“Taxpayers currently fork out £6.8 million a day to put up 35,000 people awaiting deportation.”
“Last year, a record 45,000 people crossed the channel illegally… and the taxpayer is spending £7 million a day to house them in hotels.”
An article published by the Daily Express on Friday, 3 February claimed that “taxpayers currently fork out £6.8million a day to put up 35,000 people awaiting deportation”.
On the same day, the Daily Mail wrote: “the taxpayer is spending £7 million a day” on hotel accommodation for “people [who] crossed the channel illegally”.
Similar claims that over £7 million a day is being spent on hotels for “illegal immigrants” have also been shared on Facebook.
These claims ignore that around £1.2 million of this cost goes towards providing ‘bridging accommodation’ for Afghan refugees who arrived in the UK via legal resettlement schemes (the government has described bridging accommodation for Afghans as “as a short -term solution to bridge the gap between arriving in the UK and moving into settled accommodation.”)
These figures are based on numbers provided to the Home Office Select Committee in October 2022.
The committee heard that approximately £5.6 million a day is spent on hotel accommodation for asylum seekers.

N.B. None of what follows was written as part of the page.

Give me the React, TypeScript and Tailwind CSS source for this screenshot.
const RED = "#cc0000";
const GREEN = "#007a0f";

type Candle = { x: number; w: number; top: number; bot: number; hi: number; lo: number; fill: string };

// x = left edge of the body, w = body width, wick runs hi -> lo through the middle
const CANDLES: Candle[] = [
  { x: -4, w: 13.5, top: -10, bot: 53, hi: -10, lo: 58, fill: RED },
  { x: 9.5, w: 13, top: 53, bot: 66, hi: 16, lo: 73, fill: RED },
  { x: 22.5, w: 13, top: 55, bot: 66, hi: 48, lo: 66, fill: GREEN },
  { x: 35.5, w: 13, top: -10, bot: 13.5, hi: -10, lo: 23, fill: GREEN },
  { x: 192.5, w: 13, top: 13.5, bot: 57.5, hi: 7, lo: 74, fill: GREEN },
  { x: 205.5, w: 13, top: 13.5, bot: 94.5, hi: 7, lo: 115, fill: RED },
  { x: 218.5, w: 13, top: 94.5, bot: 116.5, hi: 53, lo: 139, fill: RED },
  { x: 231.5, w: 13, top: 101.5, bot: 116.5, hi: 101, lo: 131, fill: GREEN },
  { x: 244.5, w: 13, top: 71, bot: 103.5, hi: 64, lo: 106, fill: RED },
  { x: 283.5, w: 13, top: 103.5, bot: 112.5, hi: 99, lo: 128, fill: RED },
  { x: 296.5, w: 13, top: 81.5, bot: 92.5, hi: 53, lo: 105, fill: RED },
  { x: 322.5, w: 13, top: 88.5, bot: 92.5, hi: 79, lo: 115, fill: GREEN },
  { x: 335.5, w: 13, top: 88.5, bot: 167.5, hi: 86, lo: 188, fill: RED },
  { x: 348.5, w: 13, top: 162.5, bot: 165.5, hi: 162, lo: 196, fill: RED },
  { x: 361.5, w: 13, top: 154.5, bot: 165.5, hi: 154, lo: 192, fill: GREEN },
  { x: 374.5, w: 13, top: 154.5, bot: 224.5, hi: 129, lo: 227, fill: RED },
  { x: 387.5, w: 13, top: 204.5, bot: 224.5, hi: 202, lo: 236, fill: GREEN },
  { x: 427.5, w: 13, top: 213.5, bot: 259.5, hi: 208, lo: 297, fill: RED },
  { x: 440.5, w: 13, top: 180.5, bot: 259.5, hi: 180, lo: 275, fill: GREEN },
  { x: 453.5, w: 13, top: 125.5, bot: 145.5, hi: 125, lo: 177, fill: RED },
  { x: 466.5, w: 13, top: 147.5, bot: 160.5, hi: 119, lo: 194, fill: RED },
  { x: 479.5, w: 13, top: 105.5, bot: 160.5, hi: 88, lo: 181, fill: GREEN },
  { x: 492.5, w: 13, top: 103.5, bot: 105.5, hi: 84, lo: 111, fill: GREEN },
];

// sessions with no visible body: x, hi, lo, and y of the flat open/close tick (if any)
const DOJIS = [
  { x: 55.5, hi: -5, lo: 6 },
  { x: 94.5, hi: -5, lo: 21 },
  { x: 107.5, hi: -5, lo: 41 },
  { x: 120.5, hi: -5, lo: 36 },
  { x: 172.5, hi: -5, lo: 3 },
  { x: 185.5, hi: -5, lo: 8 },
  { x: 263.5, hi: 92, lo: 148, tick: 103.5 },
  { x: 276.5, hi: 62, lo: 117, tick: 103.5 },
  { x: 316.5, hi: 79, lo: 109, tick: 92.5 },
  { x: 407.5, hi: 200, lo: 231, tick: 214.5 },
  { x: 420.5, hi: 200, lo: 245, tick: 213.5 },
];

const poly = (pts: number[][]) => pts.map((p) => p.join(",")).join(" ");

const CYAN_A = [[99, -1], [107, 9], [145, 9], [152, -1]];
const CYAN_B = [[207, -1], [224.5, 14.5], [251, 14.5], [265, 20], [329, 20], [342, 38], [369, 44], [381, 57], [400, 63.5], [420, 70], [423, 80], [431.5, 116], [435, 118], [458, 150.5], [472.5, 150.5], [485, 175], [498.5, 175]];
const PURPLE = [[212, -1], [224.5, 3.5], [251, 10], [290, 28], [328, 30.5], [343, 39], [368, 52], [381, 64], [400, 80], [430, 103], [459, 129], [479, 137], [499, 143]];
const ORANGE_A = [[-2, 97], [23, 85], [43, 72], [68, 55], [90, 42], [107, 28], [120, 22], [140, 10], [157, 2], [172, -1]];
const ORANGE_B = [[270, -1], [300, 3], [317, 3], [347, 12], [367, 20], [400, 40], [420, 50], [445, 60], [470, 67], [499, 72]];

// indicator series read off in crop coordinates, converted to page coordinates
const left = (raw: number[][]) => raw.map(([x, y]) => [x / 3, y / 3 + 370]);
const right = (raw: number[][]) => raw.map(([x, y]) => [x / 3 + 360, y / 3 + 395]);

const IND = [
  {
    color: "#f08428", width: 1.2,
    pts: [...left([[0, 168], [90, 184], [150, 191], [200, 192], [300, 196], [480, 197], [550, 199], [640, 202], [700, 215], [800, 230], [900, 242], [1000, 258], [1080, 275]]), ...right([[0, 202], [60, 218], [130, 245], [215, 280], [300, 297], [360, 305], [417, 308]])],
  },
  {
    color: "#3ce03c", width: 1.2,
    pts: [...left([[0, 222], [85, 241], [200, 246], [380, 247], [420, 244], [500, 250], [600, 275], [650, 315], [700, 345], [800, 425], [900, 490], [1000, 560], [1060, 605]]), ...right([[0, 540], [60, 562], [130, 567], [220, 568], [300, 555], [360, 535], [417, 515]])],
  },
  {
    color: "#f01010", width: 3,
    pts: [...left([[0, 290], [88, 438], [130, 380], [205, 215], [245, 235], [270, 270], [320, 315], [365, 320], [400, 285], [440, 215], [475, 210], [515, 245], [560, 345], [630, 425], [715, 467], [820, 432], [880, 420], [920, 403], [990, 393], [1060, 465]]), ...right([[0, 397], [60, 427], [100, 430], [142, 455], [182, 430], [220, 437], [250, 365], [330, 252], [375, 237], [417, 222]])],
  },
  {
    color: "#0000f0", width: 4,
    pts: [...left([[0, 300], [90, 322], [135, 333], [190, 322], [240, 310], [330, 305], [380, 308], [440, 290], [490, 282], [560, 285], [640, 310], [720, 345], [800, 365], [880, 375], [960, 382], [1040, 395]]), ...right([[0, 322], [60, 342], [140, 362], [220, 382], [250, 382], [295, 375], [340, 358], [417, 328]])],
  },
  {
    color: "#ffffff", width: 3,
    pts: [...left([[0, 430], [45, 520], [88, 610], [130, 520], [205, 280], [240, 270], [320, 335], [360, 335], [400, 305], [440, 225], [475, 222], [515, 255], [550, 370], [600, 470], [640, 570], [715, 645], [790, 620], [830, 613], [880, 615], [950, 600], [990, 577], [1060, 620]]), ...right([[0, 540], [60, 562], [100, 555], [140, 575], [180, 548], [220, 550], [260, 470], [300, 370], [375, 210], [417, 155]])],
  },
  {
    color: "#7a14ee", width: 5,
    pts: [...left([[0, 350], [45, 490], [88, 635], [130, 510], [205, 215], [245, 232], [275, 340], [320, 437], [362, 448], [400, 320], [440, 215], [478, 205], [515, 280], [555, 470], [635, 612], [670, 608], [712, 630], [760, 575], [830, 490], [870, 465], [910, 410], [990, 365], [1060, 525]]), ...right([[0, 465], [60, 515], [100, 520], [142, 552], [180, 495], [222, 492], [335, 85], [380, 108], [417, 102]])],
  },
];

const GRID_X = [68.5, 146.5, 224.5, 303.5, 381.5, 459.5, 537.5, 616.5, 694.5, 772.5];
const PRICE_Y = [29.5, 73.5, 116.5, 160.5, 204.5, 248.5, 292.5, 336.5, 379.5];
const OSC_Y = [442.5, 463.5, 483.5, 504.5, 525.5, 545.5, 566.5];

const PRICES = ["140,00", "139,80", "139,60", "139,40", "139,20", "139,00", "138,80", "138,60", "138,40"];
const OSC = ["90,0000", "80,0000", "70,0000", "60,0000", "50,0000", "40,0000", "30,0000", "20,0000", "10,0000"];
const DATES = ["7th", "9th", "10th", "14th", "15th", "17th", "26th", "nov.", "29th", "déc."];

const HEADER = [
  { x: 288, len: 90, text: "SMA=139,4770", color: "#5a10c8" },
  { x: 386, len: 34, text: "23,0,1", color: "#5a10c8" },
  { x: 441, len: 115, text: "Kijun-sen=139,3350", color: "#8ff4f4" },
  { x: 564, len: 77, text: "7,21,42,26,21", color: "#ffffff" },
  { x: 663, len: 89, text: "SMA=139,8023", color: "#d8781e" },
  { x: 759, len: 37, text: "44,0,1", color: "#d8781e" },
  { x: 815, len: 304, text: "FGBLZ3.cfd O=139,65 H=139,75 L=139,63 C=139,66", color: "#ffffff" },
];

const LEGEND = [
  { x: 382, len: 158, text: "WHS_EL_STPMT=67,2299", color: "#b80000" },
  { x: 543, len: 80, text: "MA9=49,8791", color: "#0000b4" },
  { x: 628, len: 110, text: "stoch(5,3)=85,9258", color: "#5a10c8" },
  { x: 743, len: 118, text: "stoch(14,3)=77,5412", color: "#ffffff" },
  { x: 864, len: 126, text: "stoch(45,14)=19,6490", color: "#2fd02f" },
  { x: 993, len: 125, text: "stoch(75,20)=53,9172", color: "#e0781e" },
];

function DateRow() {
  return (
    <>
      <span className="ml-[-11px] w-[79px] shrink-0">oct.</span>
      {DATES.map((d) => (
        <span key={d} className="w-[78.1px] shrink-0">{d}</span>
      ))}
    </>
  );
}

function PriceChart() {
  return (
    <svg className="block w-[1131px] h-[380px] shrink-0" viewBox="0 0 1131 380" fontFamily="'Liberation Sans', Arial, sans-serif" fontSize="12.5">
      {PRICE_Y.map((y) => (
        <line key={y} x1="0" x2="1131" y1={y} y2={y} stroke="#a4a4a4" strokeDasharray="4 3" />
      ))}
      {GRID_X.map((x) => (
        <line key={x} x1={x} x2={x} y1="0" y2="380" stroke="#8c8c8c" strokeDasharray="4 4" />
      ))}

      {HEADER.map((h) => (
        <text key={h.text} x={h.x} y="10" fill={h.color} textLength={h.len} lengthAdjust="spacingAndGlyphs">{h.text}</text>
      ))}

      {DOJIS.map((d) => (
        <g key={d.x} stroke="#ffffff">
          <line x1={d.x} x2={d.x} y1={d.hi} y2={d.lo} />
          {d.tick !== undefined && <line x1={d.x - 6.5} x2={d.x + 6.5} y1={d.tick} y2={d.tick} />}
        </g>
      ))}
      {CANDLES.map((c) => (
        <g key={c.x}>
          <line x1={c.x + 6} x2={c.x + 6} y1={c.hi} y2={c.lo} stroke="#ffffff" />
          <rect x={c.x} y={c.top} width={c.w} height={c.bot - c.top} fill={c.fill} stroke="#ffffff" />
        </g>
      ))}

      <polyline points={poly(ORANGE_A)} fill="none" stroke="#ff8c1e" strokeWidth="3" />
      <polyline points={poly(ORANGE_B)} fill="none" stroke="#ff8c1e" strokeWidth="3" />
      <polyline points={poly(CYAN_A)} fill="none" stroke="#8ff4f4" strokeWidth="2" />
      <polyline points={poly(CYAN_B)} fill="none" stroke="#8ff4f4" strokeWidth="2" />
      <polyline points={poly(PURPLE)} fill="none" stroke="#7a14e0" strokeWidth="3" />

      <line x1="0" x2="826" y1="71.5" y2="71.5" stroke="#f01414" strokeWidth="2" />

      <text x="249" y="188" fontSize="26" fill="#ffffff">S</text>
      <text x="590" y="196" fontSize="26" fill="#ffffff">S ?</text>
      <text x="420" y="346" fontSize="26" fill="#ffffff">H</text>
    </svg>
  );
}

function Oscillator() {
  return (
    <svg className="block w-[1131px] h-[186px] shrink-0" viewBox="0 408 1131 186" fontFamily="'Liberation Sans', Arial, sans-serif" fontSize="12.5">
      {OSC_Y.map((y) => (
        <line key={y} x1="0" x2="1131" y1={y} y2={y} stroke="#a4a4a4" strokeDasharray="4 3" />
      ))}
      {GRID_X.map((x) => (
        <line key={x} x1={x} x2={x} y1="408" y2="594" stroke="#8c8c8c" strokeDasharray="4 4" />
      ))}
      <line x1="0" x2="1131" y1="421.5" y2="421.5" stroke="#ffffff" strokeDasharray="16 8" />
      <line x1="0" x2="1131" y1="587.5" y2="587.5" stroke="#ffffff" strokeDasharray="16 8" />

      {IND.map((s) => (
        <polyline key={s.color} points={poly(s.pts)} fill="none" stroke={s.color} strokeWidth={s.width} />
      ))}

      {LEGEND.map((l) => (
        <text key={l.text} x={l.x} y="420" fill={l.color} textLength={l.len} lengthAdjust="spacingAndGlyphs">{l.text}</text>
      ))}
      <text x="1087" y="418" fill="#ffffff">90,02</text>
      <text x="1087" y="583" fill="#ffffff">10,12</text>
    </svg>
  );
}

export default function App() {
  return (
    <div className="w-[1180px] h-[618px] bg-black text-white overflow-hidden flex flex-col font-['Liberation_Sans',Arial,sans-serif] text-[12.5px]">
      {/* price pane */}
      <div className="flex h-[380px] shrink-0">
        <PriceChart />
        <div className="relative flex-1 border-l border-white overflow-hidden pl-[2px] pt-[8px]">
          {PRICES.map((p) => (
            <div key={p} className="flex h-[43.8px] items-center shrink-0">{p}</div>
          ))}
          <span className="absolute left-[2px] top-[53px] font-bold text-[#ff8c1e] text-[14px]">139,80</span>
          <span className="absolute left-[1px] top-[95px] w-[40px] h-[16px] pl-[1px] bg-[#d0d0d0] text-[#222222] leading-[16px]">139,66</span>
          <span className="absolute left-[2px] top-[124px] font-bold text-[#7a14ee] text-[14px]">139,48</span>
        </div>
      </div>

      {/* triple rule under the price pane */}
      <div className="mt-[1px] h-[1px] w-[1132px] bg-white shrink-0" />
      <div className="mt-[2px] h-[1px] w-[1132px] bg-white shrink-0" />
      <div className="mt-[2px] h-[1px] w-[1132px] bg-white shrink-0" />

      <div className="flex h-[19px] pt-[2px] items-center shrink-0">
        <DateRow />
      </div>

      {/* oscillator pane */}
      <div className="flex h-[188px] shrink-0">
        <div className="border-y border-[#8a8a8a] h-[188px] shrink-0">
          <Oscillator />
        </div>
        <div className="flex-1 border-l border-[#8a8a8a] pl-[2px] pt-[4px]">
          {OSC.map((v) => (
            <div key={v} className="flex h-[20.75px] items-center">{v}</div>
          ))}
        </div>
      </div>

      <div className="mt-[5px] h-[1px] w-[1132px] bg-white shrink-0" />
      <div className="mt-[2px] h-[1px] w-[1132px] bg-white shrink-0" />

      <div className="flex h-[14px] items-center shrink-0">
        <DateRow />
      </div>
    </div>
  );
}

This is not necessarily limited to asylum seekers who arrived in the UK by crossing the channel, although this is by far the most common route of arrival.
An additional £1.2 million per day is spent on hotels being used to house Afghans who have arrived in the UK under government resettlement schemes.

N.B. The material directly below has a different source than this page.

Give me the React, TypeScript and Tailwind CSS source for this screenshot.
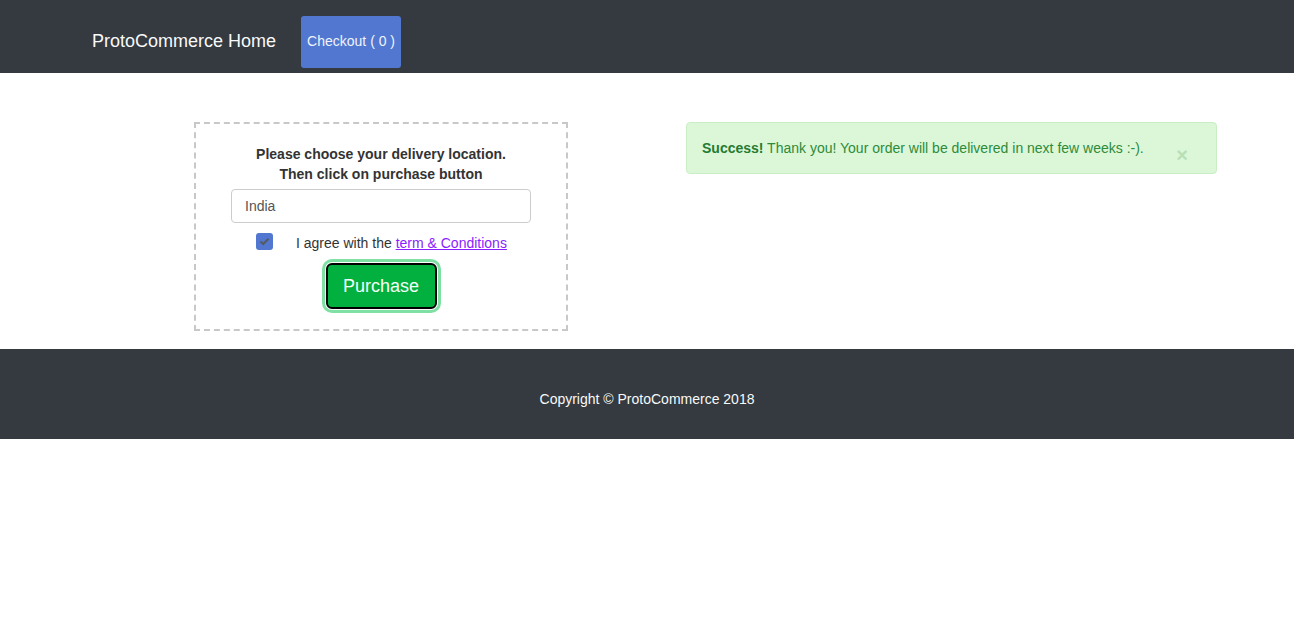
import React, { useState } from "react";

export default function App() {
  const [country, setCountry] = useState("India");
  const [agree, setAgree] = useState(true);

  return (
    <div className="min-h-screen bg-white font-['Liberation_Sans',Arial,sans-serif] text-[#212529]">
      {/* Navbar */}
      <nav className="flex h-[73px] items-center bg-[#343a40] pt-[10px] pl-[92px]">
        <a href="#" className="text-[18px] leading-[27px] text-[#f8f9fa]">
          ProtoCommerce Home
        </a>
        <button
          type="button"
          className="ml-[25px] h-[52px] w-[100px] rounded-[3px] bg-[#5177d0] text-[14px] text-[#f0f3fa]"
        >
          Checkout ( 0 )
        </button>
      </nav>

      {/* Content */}
      <div className="flex items-start pt-[49px] pb-[18px]">
        <div className="ml-[194px] w-[374px] border-2 border-dashed border-[#c8c8c8] px-[35px] pt-[20px] pb-[20px]">
          <div className="text-center text-[14px] leading-[20px] font-bold text-[#333]">
            Please choose your delivery location.
            <br />
            Then click on purchase button
          </div>
          <input
            value={country}
            onChange={(e) => setCountry(e.target.value)}
            className="mt-[5px] block h-[34px] w-[300px] rounded-[4px] border border-[#ccc] px-[13px] text-[14px] text-[#555] outline-none"
          />
          <label className="mt-[10px] flex items-start text-[14px] leading-[20px] text-[#333]">
            <span
              onClick={() => setAgree(!agree)}
              className="ml-[25px] flex h-[17px] w-[17px] items-center justify-center rounded-[3px] bg-[#5177d0]"
            >
              {agree && (
                <svg width="11" height="9" viewBox="0 0 11 9">
                  <path
                    d="M1.5 4.5 L4.2 7 L9.5 1.8"
                    fill="none"
                    stroke="#555b64"
                    strokeWidth="2.2"
                  />
                </svg>
              )}
            </span>
            <span className="ml-[23px]">
              I agree with the{" "}
              <a href="#" className="text-[#8a1eff] underline">
                term &amp; Conditions
              </a>
            </span>
          </label>
          <div className="mt-[10px] flex justify-center">
            <button
              type="button"
              className="h-[46px] w-[111px] rounded-[6px] border-2 border-black bg-[#02b03f] text-[18px] text-[#f4fff8] ring-[3px] ring-[#7ee0a2] ring-offset-1 ring-offset-white"
            >
              Purchase
            </button>
          </div>
        </div>

        <div className="ml-[118px] flex h-[52px] w-[531px] items-start justify-between rounded-[4px] border border-[#c9eec5] bg-[#dbf7d8] pl-[15px] pr-[28px] pt-[15px] text-[14px] leading-[20px] text-[#2e8b3a]">
          <div>
            <strong className="text-[#267a31]">Success!</strong> Thank you!
            Your order will be delivered in next few weeks :-).
          </div>
          <span className="mt-[10px] text-[20px] leading-[14px] font-bold text-[#b9dfb7]">
            ×
          </span>
        </div>
      </div>

      {/* Footer */}
      <footer className="flex h-[90px] items-start justify-center bg-[#343a40] pt-[40px] text-[14px] leading-[20px] text-[#f8f9fa]">
        Copyright © ProtoCommerce 2018
      </footer>
    </div>
  );
}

The Home Office has confirmed to Full Fact that these figures are the latest which are publicly available.
A Home Office spokesperson said “there are currently more than 45,500 asylum seekers in hotels costing the UK taxpayer £5.6 million a day”.
It’s therefore inaccurate to state that nearly £7 million is being spent each day on hotels for either people who “crossed the channel illegally” or people who are awaiting deportation.
Full Fact has contacted the Daily Mail and the Daily Express for comment.